Given data ->
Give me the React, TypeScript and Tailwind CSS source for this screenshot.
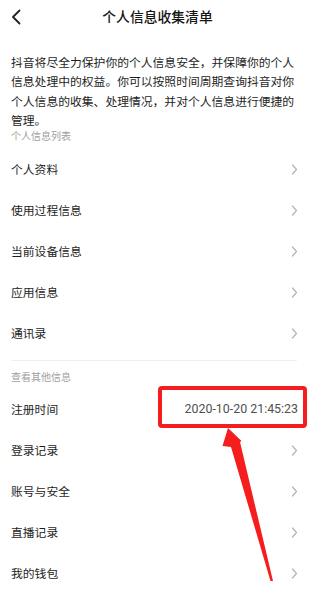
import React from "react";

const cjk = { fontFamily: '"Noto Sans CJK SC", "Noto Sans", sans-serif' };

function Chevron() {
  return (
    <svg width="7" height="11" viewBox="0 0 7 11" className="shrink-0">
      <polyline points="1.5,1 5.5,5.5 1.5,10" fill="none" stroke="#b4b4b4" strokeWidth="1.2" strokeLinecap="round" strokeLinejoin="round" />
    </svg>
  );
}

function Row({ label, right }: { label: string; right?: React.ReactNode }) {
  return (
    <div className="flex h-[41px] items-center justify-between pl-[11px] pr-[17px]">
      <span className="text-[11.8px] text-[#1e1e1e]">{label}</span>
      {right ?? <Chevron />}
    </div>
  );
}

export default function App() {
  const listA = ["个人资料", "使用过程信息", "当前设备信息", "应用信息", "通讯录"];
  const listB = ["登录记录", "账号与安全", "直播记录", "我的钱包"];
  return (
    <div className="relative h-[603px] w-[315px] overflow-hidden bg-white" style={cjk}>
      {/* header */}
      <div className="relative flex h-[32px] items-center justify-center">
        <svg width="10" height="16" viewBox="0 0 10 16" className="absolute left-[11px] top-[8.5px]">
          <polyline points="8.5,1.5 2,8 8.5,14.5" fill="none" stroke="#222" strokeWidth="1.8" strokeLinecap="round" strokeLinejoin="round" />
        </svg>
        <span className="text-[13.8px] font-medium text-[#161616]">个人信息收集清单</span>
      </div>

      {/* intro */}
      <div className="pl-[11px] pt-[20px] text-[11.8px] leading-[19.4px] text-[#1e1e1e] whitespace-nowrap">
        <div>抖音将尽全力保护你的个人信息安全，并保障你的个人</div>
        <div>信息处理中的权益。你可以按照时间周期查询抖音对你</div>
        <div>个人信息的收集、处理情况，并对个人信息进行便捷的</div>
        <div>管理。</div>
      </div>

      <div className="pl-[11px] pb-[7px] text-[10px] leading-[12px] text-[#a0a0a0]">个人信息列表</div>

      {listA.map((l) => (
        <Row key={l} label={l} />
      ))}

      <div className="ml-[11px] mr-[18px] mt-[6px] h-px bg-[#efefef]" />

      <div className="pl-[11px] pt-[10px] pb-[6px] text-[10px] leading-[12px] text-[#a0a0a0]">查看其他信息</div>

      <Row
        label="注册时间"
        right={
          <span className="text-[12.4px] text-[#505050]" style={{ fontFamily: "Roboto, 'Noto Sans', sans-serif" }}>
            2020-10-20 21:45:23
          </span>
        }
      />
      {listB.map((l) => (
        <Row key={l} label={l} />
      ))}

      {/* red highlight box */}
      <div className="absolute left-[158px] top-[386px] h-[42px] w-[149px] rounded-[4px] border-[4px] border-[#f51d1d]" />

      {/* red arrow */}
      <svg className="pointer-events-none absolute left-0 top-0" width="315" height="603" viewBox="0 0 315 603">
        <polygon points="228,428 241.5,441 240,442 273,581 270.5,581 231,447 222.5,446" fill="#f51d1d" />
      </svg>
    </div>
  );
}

...

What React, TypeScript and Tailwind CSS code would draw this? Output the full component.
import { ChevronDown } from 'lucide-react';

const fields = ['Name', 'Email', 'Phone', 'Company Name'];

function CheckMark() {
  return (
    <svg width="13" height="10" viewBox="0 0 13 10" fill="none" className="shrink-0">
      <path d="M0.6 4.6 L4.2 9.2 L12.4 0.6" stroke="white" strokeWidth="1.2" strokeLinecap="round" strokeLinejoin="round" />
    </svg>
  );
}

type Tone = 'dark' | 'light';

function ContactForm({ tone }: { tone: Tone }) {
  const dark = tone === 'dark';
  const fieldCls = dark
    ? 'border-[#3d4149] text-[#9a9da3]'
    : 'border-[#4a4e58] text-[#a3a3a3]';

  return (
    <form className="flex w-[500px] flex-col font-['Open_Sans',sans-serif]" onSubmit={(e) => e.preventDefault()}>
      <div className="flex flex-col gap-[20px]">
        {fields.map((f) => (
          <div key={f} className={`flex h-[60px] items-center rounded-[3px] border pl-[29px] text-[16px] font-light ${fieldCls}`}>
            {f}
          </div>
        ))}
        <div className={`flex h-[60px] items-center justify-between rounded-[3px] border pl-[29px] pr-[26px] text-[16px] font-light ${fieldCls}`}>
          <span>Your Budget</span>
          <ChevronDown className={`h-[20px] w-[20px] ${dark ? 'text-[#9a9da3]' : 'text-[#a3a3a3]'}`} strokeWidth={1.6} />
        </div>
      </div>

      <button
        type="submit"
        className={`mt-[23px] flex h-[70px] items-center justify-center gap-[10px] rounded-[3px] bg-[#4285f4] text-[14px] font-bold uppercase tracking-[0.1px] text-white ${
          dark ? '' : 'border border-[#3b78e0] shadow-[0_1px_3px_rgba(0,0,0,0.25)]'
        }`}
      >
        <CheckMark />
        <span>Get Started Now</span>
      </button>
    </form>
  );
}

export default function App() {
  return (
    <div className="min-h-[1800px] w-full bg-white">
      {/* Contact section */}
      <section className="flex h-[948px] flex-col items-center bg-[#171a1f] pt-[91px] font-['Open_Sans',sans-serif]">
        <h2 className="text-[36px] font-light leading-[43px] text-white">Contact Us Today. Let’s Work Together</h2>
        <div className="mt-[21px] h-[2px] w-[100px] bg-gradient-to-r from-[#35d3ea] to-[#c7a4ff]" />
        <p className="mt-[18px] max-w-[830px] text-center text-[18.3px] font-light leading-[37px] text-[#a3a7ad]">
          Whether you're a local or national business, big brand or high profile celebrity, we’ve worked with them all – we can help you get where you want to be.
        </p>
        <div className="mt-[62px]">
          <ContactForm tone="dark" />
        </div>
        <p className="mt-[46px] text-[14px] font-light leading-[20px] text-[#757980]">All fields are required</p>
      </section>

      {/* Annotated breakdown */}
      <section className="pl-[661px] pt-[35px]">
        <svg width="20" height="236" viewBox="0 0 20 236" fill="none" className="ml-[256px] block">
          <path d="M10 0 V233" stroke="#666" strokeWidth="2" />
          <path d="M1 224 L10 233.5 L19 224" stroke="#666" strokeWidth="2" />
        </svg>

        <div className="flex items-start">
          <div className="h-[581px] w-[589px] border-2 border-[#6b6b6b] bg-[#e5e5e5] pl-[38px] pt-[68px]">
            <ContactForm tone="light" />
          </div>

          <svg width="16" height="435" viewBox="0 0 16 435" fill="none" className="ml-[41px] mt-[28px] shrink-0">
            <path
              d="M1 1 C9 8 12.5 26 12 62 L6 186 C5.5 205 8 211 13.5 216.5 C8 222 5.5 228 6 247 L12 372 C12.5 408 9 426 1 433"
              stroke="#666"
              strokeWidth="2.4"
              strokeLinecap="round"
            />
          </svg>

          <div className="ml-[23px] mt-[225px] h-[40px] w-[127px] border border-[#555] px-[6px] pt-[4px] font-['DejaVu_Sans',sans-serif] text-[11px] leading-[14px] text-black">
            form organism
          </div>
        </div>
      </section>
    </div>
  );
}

Work to be completed -> Of the entries above, repeat exactly the lines from the line with "What React, TypeScript" through the line with "type Tone = 'dark' | 'light';", both of them included.

Full output ->
What React, TypeScript and Tailwind CSS code would draw this? Output the full component.
import { ChevronDown } from 'lucide-react';

const fields = ['Name', 'Email', 'Phone', 'Company Name'];

function CheckMark() {
  return (
    <svg width="13" height="10" viewBox="0 0 13 10" fill="none" className="shrink-0">
      <path d="M0.6 4.6 L4.2 9.2 L12.4 0.6" stroke="white" strokeWidth="1.2" strokeLinecap="round" strokeLinejoin="round" />
    </svg>
  );
}

type Tone = 'dark' | 'light';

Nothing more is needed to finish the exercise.